I stumbled upon this one morning while looking through the Jarvis-Robinson Family Papers in the Beinecke library at Yale. It’s the first page of a journal started by Colt (or Coult, as he spelled his name then) when he was 18 and traveling the country on his nitrous oxide tour.

I can’t tell you how much time I put into deciphering this page and its flip side (you can see the ink bleeding through). The pages that followed were torn out-- by Colt? by someone else?-- and Colt misspelled the name of the vessel he sailed on (it was the Ariel, not the Aeral), so I had some trouble identifying it.

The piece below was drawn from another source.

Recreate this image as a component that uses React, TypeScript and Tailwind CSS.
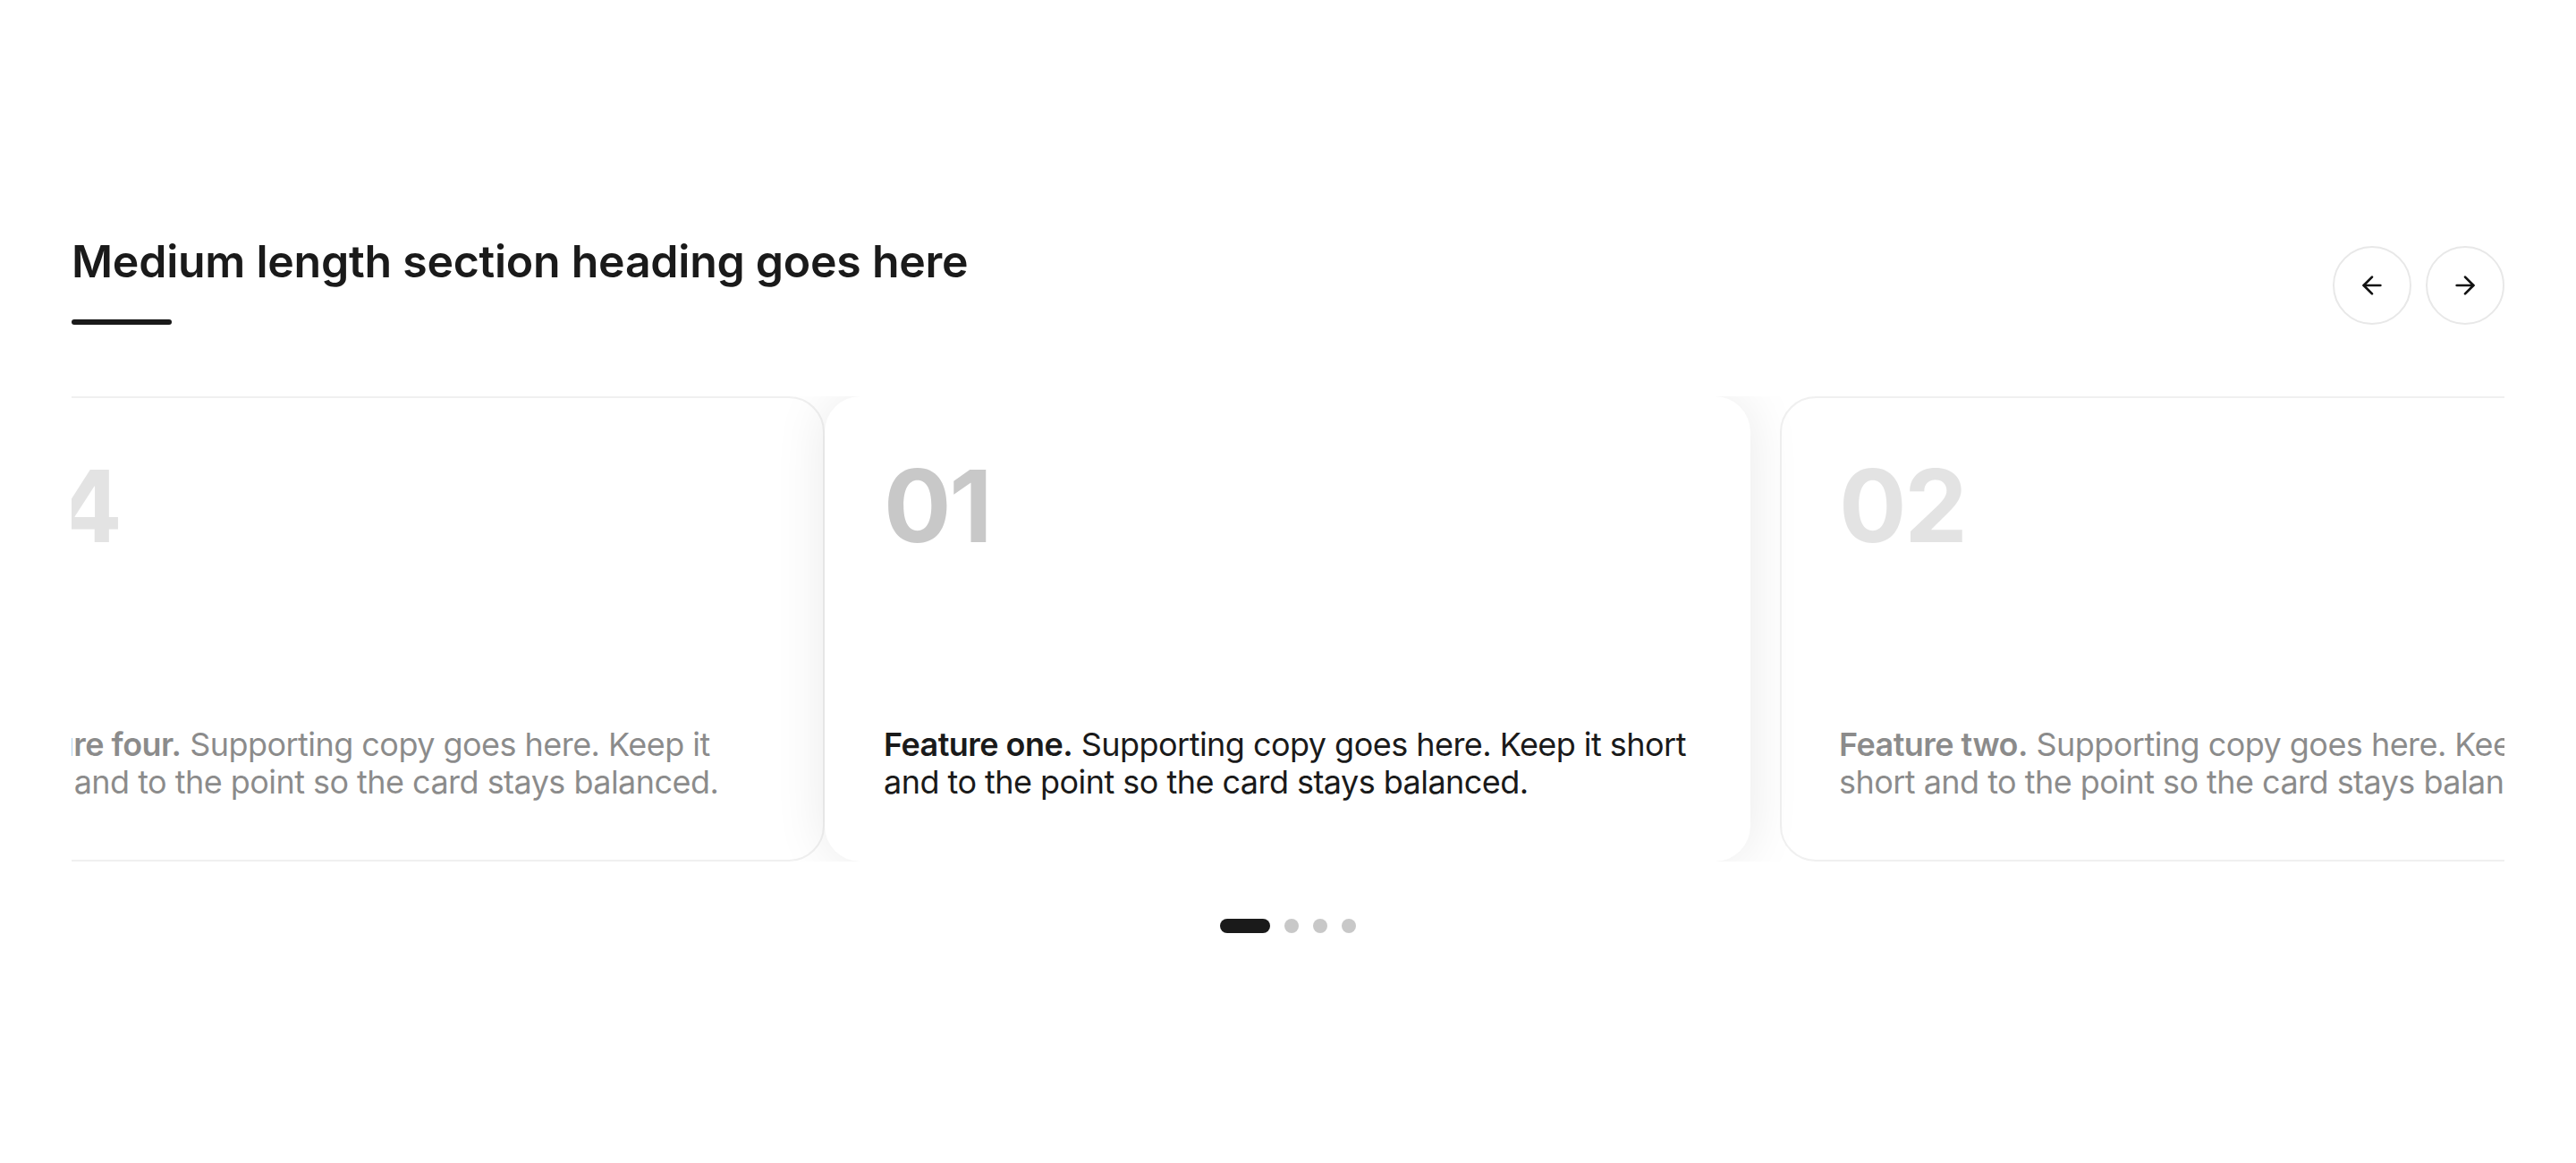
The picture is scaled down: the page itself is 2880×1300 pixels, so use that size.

The Ariel turns out to have been a slave ship owned and operated by the largest domestic slave trading firm in the country at the time, Franklin & Armfield. Colt sailed on the Ariel from Norfolk to Alexandria, where the firm was headquartered, then south to New Orleans. In the brig's hold were more than a hundred slaves.




A few weeks after finding Colt’s journal, I came upon this in the online archives of Harvard’s Houghton Library. It’s a bill of lading for 17 young slaves who sailed with Colt on the Ariel. This ragged-edge document cuts right to the tragic reality of the slave trade. Most of these boys and girls were headed for harsh fates in the deep South, much worse than anything they'd experienced in Virginia. None were likely to see their families again.

While these two images solve some questions about Colt’s travels, they generate so many others. What was Colt’s role on the Ariel? Was he a paying passenger or crew? What was his attitude toward the slaves in the hold under the deck?


What did he write on those torn out pages?